Pour sortir de la crise civique et démocratique, il faut avant tout appeler l’ensemble des citoyennes et des citoyens à s’impliquer personnellement dans la réécriture collective du pacte qui fonde notre peuple et notre république. Et pour faire cette refondation républicaine, il faut convoquer une assemblée constituante dont le seul mandat sera l’élaboration d’une nouvelle constitution.
1- Une ambition historique !
Une assemblée constituante est une assemblée dont les membres sont désignés pour rédiger et proposer l’adoption d’une nouvelle constitution. L’ambition de se donner une constitution par ce moyen s’inscrit dans une filiation historique.
Certains régimes politiques français sont nés de la soumission à une occupation étrangère, comme la Restauration en 1815 ou le régime de Vichy en 1940. D’autres ont découlé de coups d’État institutionnels avec intervention de l’armée, comme les Premier et Second Empires, mais aussi la Ve République, dans le contexte de la guerre d’Algérie.
La France insoumise, elle, entend promouvoir le modèle de la révolution citoyenne par lequel une assemblée constituante est convoquée pour que le peuple reprenne en main les leviers de pouvoir. De cette manière il actera lui-même ses droits et fera ainsi valoir sa volonté.
Cette méthode a des précédents dans l’histoire de France. Les Première (via la Convention), Deuxième et Quatrième Républiques sont issues des travaux d’une assemblée constituante. Et, d’une certaine manière, c’est aussi le cas pour la Troisième République (c’est l’Assemblée nationale qui a adopté les lois constitutionnelles de 1875).
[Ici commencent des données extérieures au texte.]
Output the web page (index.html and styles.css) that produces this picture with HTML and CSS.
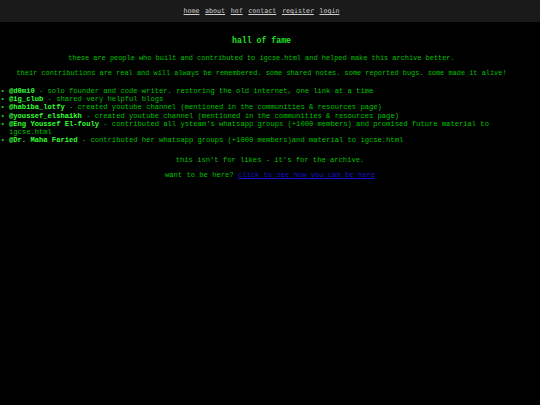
FILE: index.html
```html
<!DOCTYPE html>
<html>
<head>
<meta charset="utf-8">
<title>hall of fame</title>
<link rel="stylesheet" href="styles.css">
</head>
<body>
<header class="topbar">
  <nav class="nav">
    <a href="#">home</a>
    <a href="#">about</a>
    <a href="#">hof</a>
    <a href="#">contact</a>
    <a href="#">register</a>
    <a href="#">login</a>
  </nav>
</header>
<main class="content">
  <h1 class="title">hall of fame</h1>
  <p class="lead">these are people who built and contributed to igcse.html and helped make this archive better.</p>
  <p class="lead">their contributions are real and will always be remembered. some shared notes. some reported bugs. some made it alive!</p>
  <ul class="people">
    <li><b>@d0mi0</b> - solo founder and code writer. restoring the old internet, one link at a time</li>
    <li><b>@ig_club</b> - shared very helpful blogs</li>
    <li><b>@habiba_lotfy</b> - created youtube channel (mentioned in the communities &amp; resources page)</li>
    <li><b>@youssef_elshaikh</b> - created youtube channel (mentioned in the communities &amp; resources page)</li>
    <li><b>@Eng Youssef El-fouly</b> - contributed all ysteam's whatsapp groups (+1000 members) and promised future material to igcse.html</li>
    <li><b>@Dr. Maha Faried</b> - contributed her whatsapp groups (+1000 members)and material to igcse.html</li>
  </ul>
</main>
<section class="notes">
  <p class="note">this isn't for likes - it's for the archive.</p>
  <p class="note">want to be here? <a class="cta" href="#">click to see how you can be here</a></p>
</section>
</body>
</html>
```
FILE: styles.css
```css
html, body {
  margin: 0;
  padding: 0;
  background: #000;
}
body {
  font-family: "Liberation Mono", "Courier New", monospace;
  font-size: 7.15px;
  color: #00c000;
}
.topbar {
  background: #1a1a1a;
  height: 22px;
  display: flex;
  align-items: center;
  justify-content: center;
  padding-right: 17px;
}
.nav {
  display: flex;
  gap: 5.6px;
  font-family: "DejaVu Sans Mono", monospace;
  font-size: 6.65px;
}
.nav a {
  color: #cfcfcf;
  text-decoration: underline;
}
.content {
  padding-right: 17px;
}
.title {
  text-align: center;
  font-size: 8.2px;
  font-weight: bold;
  color: #22e022;
  margin: 14px 0 0;
  line-height: 10px;
}
.lead {
  text-align: center;
  font-size: 6.93px;
  line-height: 8px;
  margin: 8px 0 0;
}
.lead + .lead {
  margin-top: 7px;
}
.people {
  list-style-type: "\2022  ";
  margin: 10px 0 0;
  padding-left: 9px;
  line-height: 8.2px;
}
.people li::marker {
  color: #22d022;
}
.people b {
  color: #33ff33;
}
.notes {
  margin-top: 12px;
}
.note {
  text-align: center;
  line-height: 8px;
  margin: 0;
}
.note + .note {
  margin-top: 7px;
}
.cta {
  color: #1414c8;
}
```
De même, dans les révolutions citoyennes d’Amérique latine, la convocation d’une assemblée constituante a été pour le peuple un puissant moyen de réappropriation de la démocratie politique. On peut encore citer, plus récemment, l’Assemblée constituante islandaise de 2011 ou l’Assemblée constituante tunisienne élue la même année, à la suite du Printemps arabe. Dans tous les cas, la finalité était identique : appeler chaque citoyen·ne à s’engager personnellement dans l’élaboration du contrat qui unit le peuple et la nation.